I found a thread on a Google Drive product forum that seemed similar, albeit for 10.6.8. Google engineers ultimately confirmed that the problem was repeatable, and as a result of Google drive. The thread was (unhelpfully) closed (I started a new one here). The best explanation of this came from @tallted, a user who reported replacing his RAM before taking the machine into the Apple genius bar. "the Apple Genius dove deeper into the Console logs. Apparently, the three-beep klaxon alarm happens anytime the machine can't *write* to RAM, which can be due to software *as well as* hardware failure."
This would seem to contradict Apple's official current guidance here, which, as of today, doesn't mention the possibility of a software problem. It just says that: "3 successive tones, a 5 second pause (repeating): This indicates RAM does not pass a data integrity check." Reports elsewhere on the internet suggest this has happened when installing parallels as well, presumably a software issue there as well.

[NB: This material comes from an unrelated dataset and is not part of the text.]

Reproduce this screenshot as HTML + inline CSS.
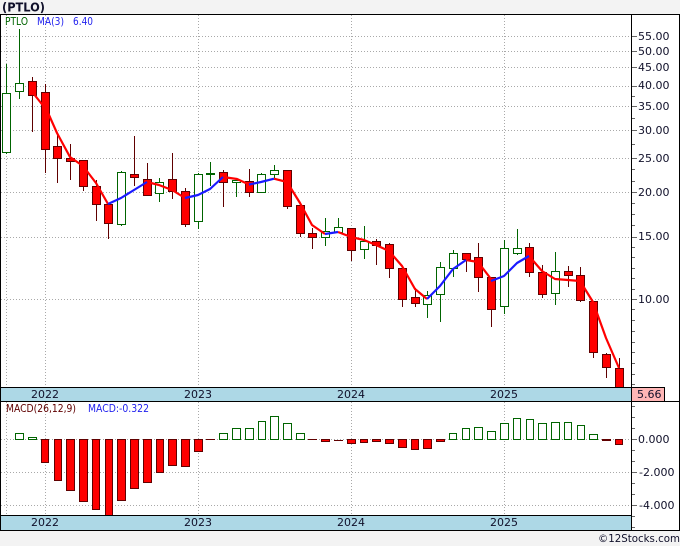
<!DOCTYPE html>
<html><head><meta charset="utf-8"><style>
html,body{margin:0;padding:0;background:#f3f3f3}
svg{display:block}
text{font-family:"DejaVu Sans",Verdana,sans-serif;font-size:11px;fill:#10102a}
.c{text-anchor:middle}
</style></head><body>
<svg width="680" height="546" viewBox="0 0 680 546" xmlns="http://www.w3.org/2000/svg">
<rect x="0" y="0" width="680" height="546" fill="#f3f3f3"/>
<rect x="0" y="14" width="680" height="516" fill="#fff"/>
<text x="2" y="11.5" textLength="43" lengthAdjust="spacingAndGlyphs" style="font-weight:bold;font-size:12px" fill="#10102a">(PTLO)</text>

<!-- grid -->
<g stroke="#a9a9a9" stroke-width="1" stroke-dasharray="1 2" fill="none" shape-rendering="crispEdges">
<path d="M1 36.5H632M1 51.5H632M1 67.5H632M1 86.5H632M1 106.5H632M1 130.5H632M1 158.5H632M1 192.5H632M1 237.5H632M1 299.5H632"/>
<path d="M1 439.5H632M1 472.5H632M1 505.5H632"/>
<path d="M6.5 15V387M45.5 15V387M198.5 15V387M351.5 15V387M504.5 15V387"/>
<path d="M6.5 402V515M45.5 402V515M198.5 402V515M351.5 402V515M504.5 402V515"/>
</g>

<!-- wicks -->
<g fill="none" stroke-width="1" shape-rendering="crispEdges">
<path stroke="#006400" d="M6.5 64V154M19.5 29V99M121.5 171V226M159.5 178V202M198.5 173V229M210.5 162V186M236.5 180V197M261.5 173V193M274.5 165V178M325.5 218V246M338.5 218V233M364.5 226V259M427.5 291V318M440.5 262V322M453.5 250V277M504.5 240V314M517.5 229V255M555.5 252V305"/>
<path stroke="#600000" d="M32.5 77V132M45.5 84V173M57.5 133V183M70.5 144V180M83.5 160V191M96.5 180V221M108.5 204V239M134.5 136V186M147.5 163V195M172.5 153V199M185.5 188V227M223.5 170V207M249.5 169V197M287.5 170V209M300.5 205V237M312.5 228V249M351.5 228V261M376.5 239V265M389.5 243V278M402.5 266V307M415.5 288V307M466.5 253V272M478.5 243V292M491.5 277V327M529.5 243V277M542.5 265V298M568.5 266V287M580.5 267V302M593.5 301V358M606.5 353V378M619.5 358V387"/>
</g>

<!-- green candles -->
<g fill="#fff" stroke="#006400" stroke-width="1" shape-rendering="crispEdges">
<rect x="2.5" y="93.5" width="8" height="59"/>
<rect x="15.5" y="83.5" width="8" height="8"/>
<rect x="117.5" y="172.5" width="8" height="52"/>
<rect x="155.5" y="182.5" width="8" height="11"/>
<rect x="194.5" y="174.5" width="8" height="47"/>
<rect x="206.5" y="173.5" width="8" height="1"/>
<rect x="232.5" y="180.5" width="8" height="2"/>
<rect x="257.5" y="174.5" width="8" height="18"/>
<rect x="270.5" y="170.5" width="8" height="4"/>
<rect x="321.5" y="231.5" width="8" height="6"/>
<rect x="334.5" y="227.5" width="8" height="5"/>
<rect x="360.5" y="241.5" width="8" height="8"/>
<rect x="423.5" y="295.5" width="8" height="9"/>
<rect x="436.5" y="267.5" width="8" height="27"/>
<rect x="449.5" y="253.5" width="8" height="15"/>
<rect x="500.5" y="248.5" width="8" height="58"/>
<rect x="513.5" y="248.5" width="8" height="5"/>
<rect x="551.5" y="271.5" width="8" height="22"/>
</g>

<!-- red candles -->
<g fill="#ff0000" stroke="#600000" stroke-width="1" shape-rendering="crispEdges">
<rect x="28.5" y="81.5" width="8" height="14"/>
<rect x="41.5" y="92.5" width="8" height="57"/>
<rect x="53.5" y="146.5" width="8" height="12"/>
<rect x="66.5" y="158.5" width="8" height="3"/>
<rect x="79.5" y="160.5" width="8" height="26"/>
<rect x="92.5" y="186.5" width="8" height="18"/>
<rect x="104.5" y="204.5" width="8" height="19"/>
<rect x="130.5" y="174.5" width="8" height="3"/>
<rect x="143.5" y="179.5" width="8" height="16"/>
<rect x="168.5" y="179.5" width="8" height="12"/>
<rect x="181.5" y="191.5" width="8" height="33"/>
<rect x="219.5" y="172.5" width="8" height="10"/>
<rect x="245.5" y="181.5" width="8" height="11"/>
<rect x="283.5" y="170.5" width="8" height="36"/>
<rect x="296.5" y="205.5" width="8" height="28"/>
<rect x="308.5" y="233.5" width="8" height="4"/>
<rect x="347.5" y="228.5" width="8" height="22"/>
<rect x="372.5" y="241.5" width="8" height="4"/>
<rect x="385.5" y="244.5" width="8" height="24"/>
<rect x="398.5" y="268.5" width="8" height="31"/>
<rect x="411.5" y="297.5" width="8" height="6"/>
<rect x="462.5" y="253.5" width="8" height="6"/>
<rect x="474.5" y="257.5" width="8" height="20"/>
<rect x="487.5" y="277.5" width="8" height="32"/>
<rect x="525.5" y="247.5" width="8" height="25"/>
<rect x="538.5" y="272.5" width="8" height="22"/>
<rect x="564.5" y="271.5" width="8" height="4"/>
<rect x="576.5" y="275.5" width="8" height="25"/>
<rect x="589.5" y="301.5" width="8" height="51"/>
<rect x="602.5" y="354.5" width="8" height="13"/>
<rect x="615.5" y="368.5" width="8" height="19"/>
</g>

<!-- MA line -->
<g fill="none" stroke-width="2.2" stroke-linejoin="round">
<g stroke="#ff0000">
<polyline points="33,93 45,108 49,115 57,133 70,157 83,166 96,183 108,204"/>
<polyline points="147,182 159,185 172,190 185,198"/>
<polyline points="223,177 237,179 249,184.5"/>
<polyline points="274,178.7 287,182 300,203 312,225 325,234"/>
<polyline points="338,232 351,237 364,240 376,245 389,251 402,266 415,289 427,299"/>
<polyline points="466,260 478,262 491,279"/>
<polyline points="529,256 542,271 555,279 568,280 580,281 593,302 606,338 619,368"/>
</g>
<g stroke="#1a1aff">
<polyline points="108,204 121,198 134,190 147,182"/>
<polyline points="185,198 198,195 210,189 223,177"/>
<polyline points="249,184.5 261,182 274,178.7"/>
<polyline points="325,234 338,232"/>
<polyline points="427,299 440,286 453,269 466,260"/>
<polyline points="491,281 504,276 517,263 529,256"/>
</g>
</g>

<!-- MACD green bars -->
<g fill="#fff" stroke="#006400" stroke-width="1" shape-rendering="crispEdges">
<rect x="15.5" y="433.5" width="8" height="6"/>
<rect x="28.5" y="437.5" width="8" height="2"/>
<rect x="219.5" y="433.5" width="8" height="6"/>
<rect x="232.5" y="428.5" width="8" height="11"/>
<rect x="245.5" y="428.5" width="8" height="11"/>
<rect x="258.5" y="421.5" width="7" height="18"/>
<rect x="270.5" y="416.5" width="8" height="23"/>
<rect x="283.5" y="423.5" width="8" height="16"/>
<rect x="296.5" y="433.5" width="8" height="6"/>
<rect x="449.5" y="433.5" width="7" height="6"/>
<rect x="462.5" y="428.5" width="7" height="11"/>
<rect x="474.5" y="427.5" width="8" height="12"/>
<rect x="487.5" y="431.5" width="8" height="8"/>
<rect x="500.5" y="423.5" width="8" height="16"/>
<rect x="513.5" y="418.5" width="7" height="21"/>
<rect x="526.5" y="419.5" width="7" height="20"/>
<rect x="538.5" y="423.5" width="8" height="16"/>
<rect x="551.5" y="422.5" width="8" height="17"/>
<rect x="564.5" y="422.5" width="7" height="17"/>
<rect x="577.5" y="425.5" width="7" height="14"/>
<rect x="589.5" y="434.5" width="8" height="5"/>
</g>
<!-- MACD red bars -->
<g fill="#ff0000" stroke="#600000" stroke-width="1" shape-rendering="crispEdges">
<rect x="41.5" y="439.5" width="7" height="23"/>
<rect x="54.5" y="439.5" width="7" height="41"/>
<rect x="66.5" y="439.5" width="8" height="51"/>
<rect x="79.5" y="439.5" width="8" height="62"/>
<rect x="92.5" y="439.5" width="7" height="70"/>
<rect x="105.5" y="439.5" width="7" height="76"/>
<rect x="117.5" y="439.5" width="8" height="61"/>
<rect x="130.5" y="439.5" width="8" height="49"/>
<rect x="143.5" y="439.5" width="8" height="43"/>
<rect x="156.5" y="439.5" width="7" height="33"/>
<rect x="168.5" y="439.5" width="8" height="26"/>
<rect x="181.5" y="439.5" width="8" height="27"/>
<rect x="194.5" y="439.5" width="8" height="12"/>
<rect x="321.5" y="439.5" width="8" height="2"/>
<rect x="347.5" y="439.5" width="8" height="4"/>
<rect x="360.5" y="439.5" width="7" height="3"/>
<rect x="372.5" y="439.5" width="8" height="2"/>
<rect x="385.5" y="439.5" width="8" height="4"/>
<rect x="398.5" y="439.5" width="8" height="8"/>
<rect x="411.5" y="439.5" width="7" height="10"/>
<rect x="423.5" y="439.5" width="8" height="9"/>
<rect x="436.5" y="439.5" width="8" height="2"/>
<rect x="615.5" y="439.5" width="7" height="5"/>
</g>
<g stroke="#600000" stroke-width="1" shape-rendering="crispEdges" fill="none">
<path d="M206 439.5H215M308 439.5H317M334 440.5H343M602 440.5H611M602 439.5H611"/>
</g>

<!-- date strips -->
<rect x="0" y="387" width="631" height="15" fill="#add8e6"/>
<rect x="0" y="516" width="631" height="15" fill="#add8e6"/>
<rect x="632" y="388" width="32" height="13" fill="#ffb6b6"/>

<!-- borders -->
<g stroke="#000" stroke-width="1" fill="none" shape-rendering="crispEdges">
<path d="M0 14.5H680"/>
<path d="M0 387.5H664M0 401.5H680M664.5 387V401"/>
<path d="M0 515.5H632M0 530.5H680"/>
<path d="M631.5 14V530"/>
<path d="M0.5 14V530M679.5 14V530"/>
</g>
<path d="M0 14V530" stroke="#000" stroke-width="2" shape-rendering="crispEdges" fill="none"/>

<!-- ticks -->
<g stroke="#666" stroke-width="1" fill="none" shape-rendering="crispEdges">
<path d="M632 36.5H637M632 51.5H637M632 67.5H637M632 86.5H637M632 106.5H637M632 130.5H637M632 158.5H637M632 192.5H637M632 237.5H637M632 299.5H637"/>
<path d="M632 96.5H635M632 118.5H635M632 144.5H635M632 169.5H635M632 181.5H635M632 203.5H635M632 214.5H635M632 225.5H635M632 247.5H635M632 257.5H635M632 268.5H635M632 278.5H635M632 289.5H635M632 309.5H635M632 320.5H635M632 331.5H635M632 342.5H635M632 352.5H635M632 363.5H635M632 374.5H635M632 384.5H635"/>
<path d="M632 406.5H635M632 417.5H635M632 428.5H635M632 450.5H635M632 461.5H635M632 483.5H635M632 494.5H635M632 516.5H635M632 527.5H635"/>
<path d="M632 439.5H637M632 472.5H637M632 505.5H637"/>
</g>

<!-- axis labels -->
<text x="638" y="40">55.00</text>
<text x="638" y="55">50.00</text>
<text x="638" y="71">45.00</text>
<text x="638" y="89">40.00</text>
<text x="638" y="110">35.00</text>
<text x="638" y="134">30.00</text>
<text x="638" y="162">25.00</text>
<text x="638" y="196">20.00</text>
<text x="638" y="240">15.00</text>
<text x="638" y="303">10.00</text>
<text x="637" y="398">5.66</text>
<text x="638" y="443">0.000</text>
<text x="639" y="476" text-anchor="start">-2.000</text>
<text x="639" y="509" text-anchor="start">-4.000</text>

<text class="c" x="45" y="398">2022</text>
<text class="c" x="198" y="398">2023</text>
<text class="c" x="351" y="398">2024</text>
<text class="c" x="504" y="398">2025</text>
<text class="c" x="45" y="526">2022</text>
<text class="c" x="198" y="526">2023</text>
<text class="c" x="351" y="526">2024</text>
<text class="c" x="504" y="526">2025</text>

<!-- legends -->
<text x="5" y="25" textLength="23" lengthAdjust="spacingAndGlyphs" style="font-size:10.5px;fill:#006400">PTLO</text>
<text x="37" y="25" textLength="27" lengthAdjust="spacingAndGlyphs" style="font-size:10.5px;fill:#2222ee">MA(3)</text>
<text x="73" y="25" textLength="20" lengthAdjust="spacingAndGlyphs" style="font-size:10.5px;fill:#2222ee">6.40</text>
<text x="6" y="412" textLength="70" lengthAdjust="spacingAndGlyphs" style="font-size:10.5px;fill:#600000">MACD(26,12,9)</text>
<text x="88" y="412" textLength="61" lengthAdjust="spacingAndGlyphs" style="font-size:10.5px;fill:#2222ee">MACD:-0.322</text>

<text x="598" y="542" textLength="82" lengthAdjust="spacingAndGlyphs" style="font-size:11px;fill:#10102a">©12Stocks.com</text>
</svg>
</body></html>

That said, @tallted's genius' explanation does seem consistent, in a way; if google drive has (buggily) remapped the way data is written, perhaps an error in writing to their storage would look like an error to write to RAM.
What was especially nebulous about this problem was that there was no obvious link to google drive--my computer just froze and started beeping several minutes after startup. And yet erasing the google drive app seems to have resolved it.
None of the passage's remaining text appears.